_YOUR GOAL_: Take every line from the listing below that contains "styles".

_DATA PROVIDED_:
--------------------------------

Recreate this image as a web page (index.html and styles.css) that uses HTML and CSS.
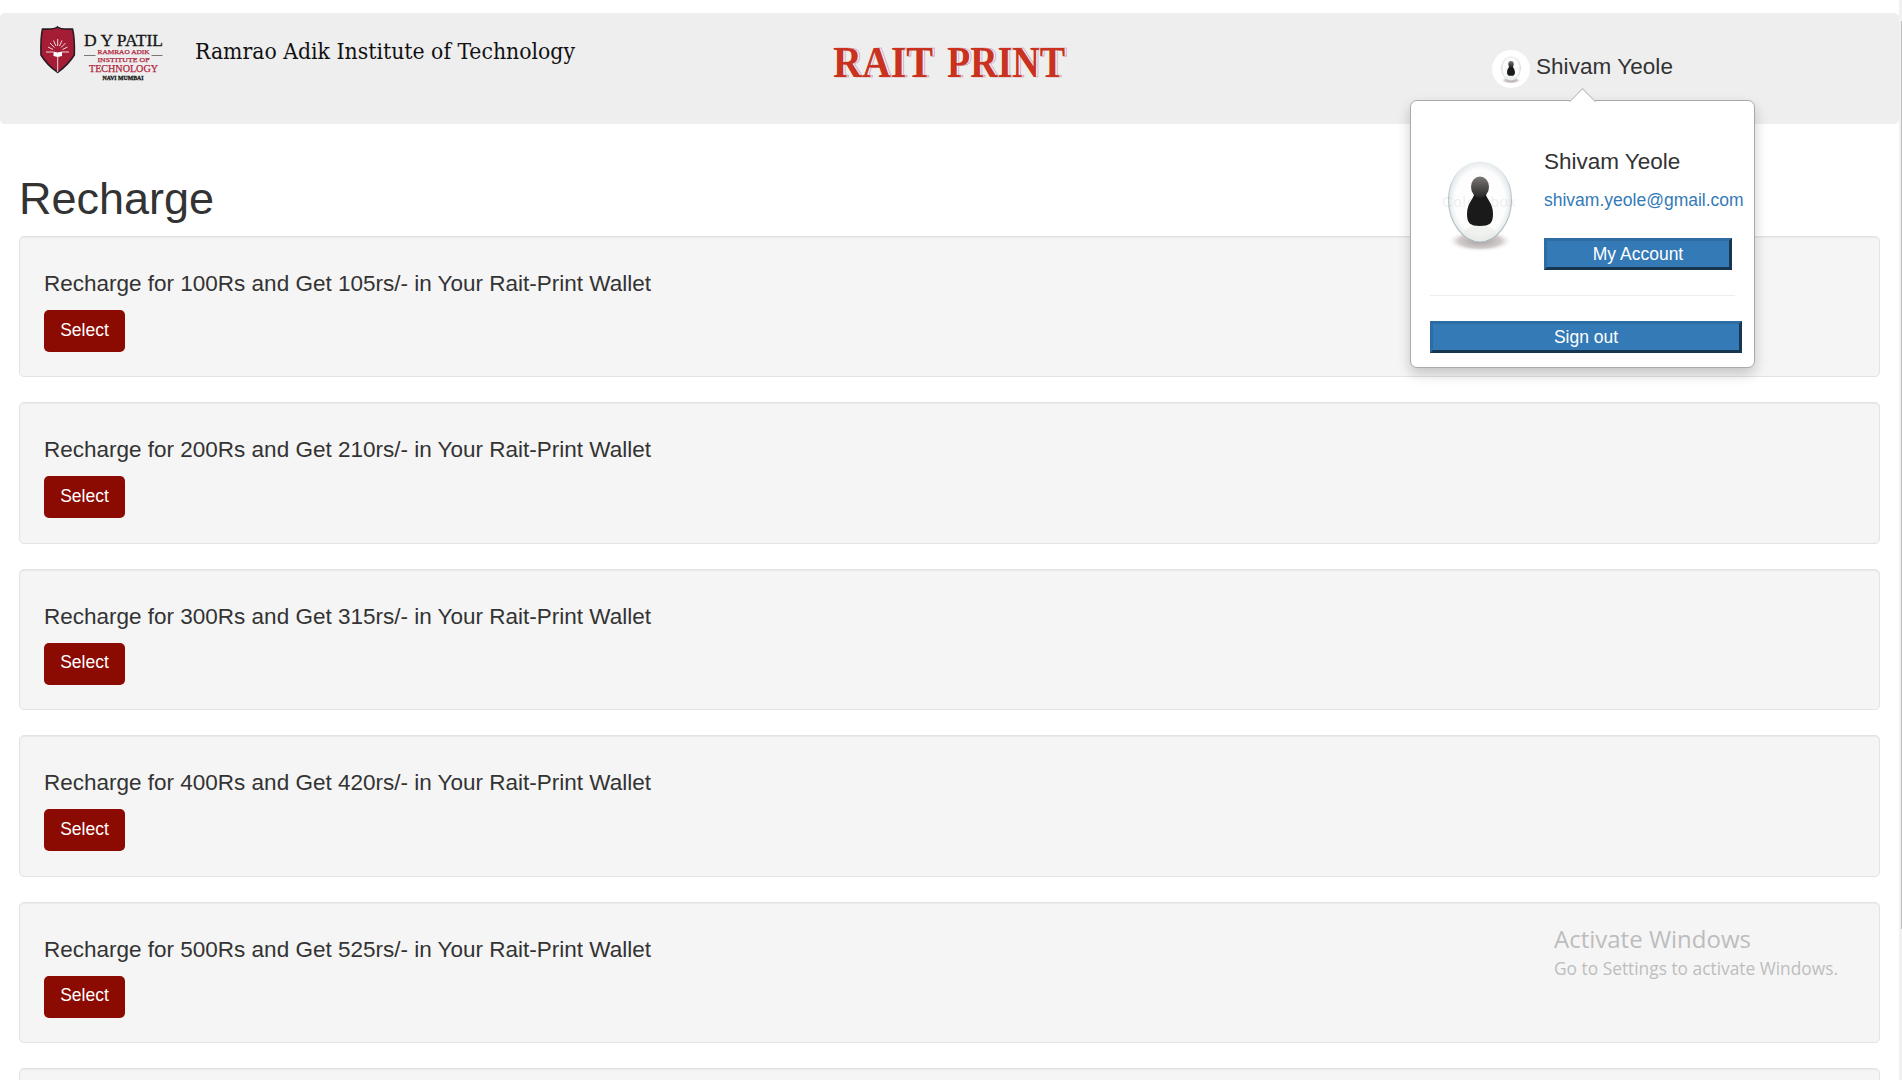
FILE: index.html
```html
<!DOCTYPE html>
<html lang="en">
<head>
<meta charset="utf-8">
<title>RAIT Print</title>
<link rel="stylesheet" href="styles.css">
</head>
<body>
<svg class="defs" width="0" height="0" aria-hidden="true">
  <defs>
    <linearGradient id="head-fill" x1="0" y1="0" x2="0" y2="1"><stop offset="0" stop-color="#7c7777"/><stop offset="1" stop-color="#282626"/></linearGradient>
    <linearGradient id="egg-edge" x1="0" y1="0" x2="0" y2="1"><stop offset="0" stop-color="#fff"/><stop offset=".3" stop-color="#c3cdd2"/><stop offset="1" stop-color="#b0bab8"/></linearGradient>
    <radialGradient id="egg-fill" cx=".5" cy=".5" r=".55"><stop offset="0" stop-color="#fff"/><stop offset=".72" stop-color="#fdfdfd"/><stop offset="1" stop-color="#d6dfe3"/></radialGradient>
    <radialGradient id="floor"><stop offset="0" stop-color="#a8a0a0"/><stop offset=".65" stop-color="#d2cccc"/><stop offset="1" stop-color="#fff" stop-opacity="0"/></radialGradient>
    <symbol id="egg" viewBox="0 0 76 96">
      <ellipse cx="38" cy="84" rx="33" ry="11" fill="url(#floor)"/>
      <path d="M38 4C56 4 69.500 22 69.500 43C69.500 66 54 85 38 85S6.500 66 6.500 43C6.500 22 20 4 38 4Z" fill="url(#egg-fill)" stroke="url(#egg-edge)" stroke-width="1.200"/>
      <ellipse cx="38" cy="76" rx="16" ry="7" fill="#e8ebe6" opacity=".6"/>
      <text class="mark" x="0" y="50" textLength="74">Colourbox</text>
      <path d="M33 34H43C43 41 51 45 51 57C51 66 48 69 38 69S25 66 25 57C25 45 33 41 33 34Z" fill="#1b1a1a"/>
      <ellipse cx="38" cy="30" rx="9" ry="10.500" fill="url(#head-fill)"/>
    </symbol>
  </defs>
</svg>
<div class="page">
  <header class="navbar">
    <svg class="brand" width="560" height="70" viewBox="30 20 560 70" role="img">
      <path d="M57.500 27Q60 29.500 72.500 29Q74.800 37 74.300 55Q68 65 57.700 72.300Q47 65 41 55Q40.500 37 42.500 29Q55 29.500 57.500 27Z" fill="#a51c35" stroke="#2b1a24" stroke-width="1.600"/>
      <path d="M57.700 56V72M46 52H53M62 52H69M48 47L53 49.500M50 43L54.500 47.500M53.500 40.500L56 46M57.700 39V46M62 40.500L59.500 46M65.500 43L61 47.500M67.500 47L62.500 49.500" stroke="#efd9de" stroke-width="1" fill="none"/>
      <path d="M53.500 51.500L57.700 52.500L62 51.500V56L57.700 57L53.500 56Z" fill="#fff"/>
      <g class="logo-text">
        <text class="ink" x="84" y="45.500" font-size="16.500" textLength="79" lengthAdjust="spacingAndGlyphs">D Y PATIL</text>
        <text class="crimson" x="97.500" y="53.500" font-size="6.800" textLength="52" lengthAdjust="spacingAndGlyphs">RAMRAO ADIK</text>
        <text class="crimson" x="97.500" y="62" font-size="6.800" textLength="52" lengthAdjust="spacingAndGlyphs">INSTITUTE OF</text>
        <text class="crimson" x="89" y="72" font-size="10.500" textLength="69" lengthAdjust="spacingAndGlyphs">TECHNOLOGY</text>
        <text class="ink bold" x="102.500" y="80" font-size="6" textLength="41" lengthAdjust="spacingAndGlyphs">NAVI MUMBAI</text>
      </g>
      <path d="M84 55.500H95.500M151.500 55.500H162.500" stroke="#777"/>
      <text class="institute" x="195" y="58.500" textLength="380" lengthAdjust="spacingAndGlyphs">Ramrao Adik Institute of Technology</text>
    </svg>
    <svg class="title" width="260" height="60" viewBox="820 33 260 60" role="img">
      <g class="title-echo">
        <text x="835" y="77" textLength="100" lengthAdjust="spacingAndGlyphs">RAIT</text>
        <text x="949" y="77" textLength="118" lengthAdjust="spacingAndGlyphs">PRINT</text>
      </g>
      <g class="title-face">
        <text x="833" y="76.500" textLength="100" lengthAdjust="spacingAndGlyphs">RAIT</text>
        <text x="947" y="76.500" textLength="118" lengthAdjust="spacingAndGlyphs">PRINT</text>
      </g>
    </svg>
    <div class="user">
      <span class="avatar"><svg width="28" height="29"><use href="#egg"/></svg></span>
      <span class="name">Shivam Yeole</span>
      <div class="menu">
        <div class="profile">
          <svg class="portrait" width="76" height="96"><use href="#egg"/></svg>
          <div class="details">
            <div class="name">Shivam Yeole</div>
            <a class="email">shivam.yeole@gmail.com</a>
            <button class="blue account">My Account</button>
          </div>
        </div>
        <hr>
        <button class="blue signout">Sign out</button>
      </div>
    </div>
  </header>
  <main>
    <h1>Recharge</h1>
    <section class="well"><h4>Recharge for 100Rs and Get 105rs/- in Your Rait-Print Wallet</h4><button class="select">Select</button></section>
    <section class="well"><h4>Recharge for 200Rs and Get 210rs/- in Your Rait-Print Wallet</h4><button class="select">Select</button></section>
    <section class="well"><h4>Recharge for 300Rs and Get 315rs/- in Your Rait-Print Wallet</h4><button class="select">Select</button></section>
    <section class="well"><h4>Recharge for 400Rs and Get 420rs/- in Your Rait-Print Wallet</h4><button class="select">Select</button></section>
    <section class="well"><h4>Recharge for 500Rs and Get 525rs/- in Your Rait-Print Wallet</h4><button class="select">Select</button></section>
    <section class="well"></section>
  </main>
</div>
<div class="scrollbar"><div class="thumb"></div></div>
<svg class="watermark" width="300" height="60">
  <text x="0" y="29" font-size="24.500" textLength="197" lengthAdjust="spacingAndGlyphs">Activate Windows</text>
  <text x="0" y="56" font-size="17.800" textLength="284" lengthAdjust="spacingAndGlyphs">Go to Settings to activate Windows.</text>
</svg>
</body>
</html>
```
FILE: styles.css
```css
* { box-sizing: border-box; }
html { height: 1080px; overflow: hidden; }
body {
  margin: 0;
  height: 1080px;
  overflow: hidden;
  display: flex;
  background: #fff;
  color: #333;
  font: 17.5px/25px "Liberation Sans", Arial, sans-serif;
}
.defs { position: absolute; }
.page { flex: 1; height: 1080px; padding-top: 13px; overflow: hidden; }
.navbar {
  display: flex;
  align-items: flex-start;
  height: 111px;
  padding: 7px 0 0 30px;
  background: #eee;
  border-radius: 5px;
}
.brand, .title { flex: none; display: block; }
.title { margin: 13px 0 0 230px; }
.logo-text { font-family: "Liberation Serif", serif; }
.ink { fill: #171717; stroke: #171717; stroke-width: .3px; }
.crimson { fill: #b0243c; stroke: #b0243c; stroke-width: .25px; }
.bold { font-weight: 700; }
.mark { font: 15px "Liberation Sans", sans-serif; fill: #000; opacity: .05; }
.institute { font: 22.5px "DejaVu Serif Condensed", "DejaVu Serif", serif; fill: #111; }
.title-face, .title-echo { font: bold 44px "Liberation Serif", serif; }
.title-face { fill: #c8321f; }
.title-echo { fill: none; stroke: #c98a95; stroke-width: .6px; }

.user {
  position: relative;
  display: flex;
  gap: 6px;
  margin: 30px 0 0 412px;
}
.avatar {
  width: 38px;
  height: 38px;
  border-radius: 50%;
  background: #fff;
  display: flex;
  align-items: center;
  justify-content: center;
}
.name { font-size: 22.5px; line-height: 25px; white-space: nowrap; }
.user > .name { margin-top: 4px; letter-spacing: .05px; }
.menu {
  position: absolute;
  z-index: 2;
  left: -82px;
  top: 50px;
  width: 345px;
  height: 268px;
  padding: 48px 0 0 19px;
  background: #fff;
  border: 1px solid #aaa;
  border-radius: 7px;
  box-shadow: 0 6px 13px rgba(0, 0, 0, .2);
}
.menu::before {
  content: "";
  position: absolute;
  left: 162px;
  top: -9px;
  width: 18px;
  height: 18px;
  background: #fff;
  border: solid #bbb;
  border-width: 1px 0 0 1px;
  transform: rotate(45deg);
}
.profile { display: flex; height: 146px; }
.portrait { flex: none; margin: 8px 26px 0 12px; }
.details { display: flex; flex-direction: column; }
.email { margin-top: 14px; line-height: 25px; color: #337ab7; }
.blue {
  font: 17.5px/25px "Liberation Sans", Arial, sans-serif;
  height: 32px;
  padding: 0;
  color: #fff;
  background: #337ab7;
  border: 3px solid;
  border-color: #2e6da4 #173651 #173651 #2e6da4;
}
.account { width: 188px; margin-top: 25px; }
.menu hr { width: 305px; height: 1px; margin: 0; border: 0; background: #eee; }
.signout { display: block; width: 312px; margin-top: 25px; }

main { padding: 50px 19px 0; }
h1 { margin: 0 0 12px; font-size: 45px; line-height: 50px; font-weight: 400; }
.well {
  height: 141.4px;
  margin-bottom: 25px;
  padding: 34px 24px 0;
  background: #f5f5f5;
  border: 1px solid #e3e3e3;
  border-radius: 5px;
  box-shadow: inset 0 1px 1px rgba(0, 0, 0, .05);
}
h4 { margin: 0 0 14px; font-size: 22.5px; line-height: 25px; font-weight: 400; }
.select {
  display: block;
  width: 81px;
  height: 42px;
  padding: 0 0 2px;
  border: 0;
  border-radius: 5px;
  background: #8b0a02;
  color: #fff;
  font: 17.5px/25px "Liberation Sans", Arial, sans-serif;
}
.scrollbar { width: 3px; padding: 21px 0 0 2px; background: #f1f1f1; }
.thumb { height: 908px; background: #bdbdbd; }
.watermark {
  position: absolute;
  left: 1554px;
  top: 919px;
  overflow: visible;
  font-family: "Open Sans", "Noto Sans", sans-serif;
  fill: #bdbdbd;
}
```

--------------------------------

_ANSWER IN FULL_:
Recreate this image as a web page (index.html and styles.css) that uses HTML and CSS.
<link rel="stylesheet" href="styles.css">
FILE: styles.css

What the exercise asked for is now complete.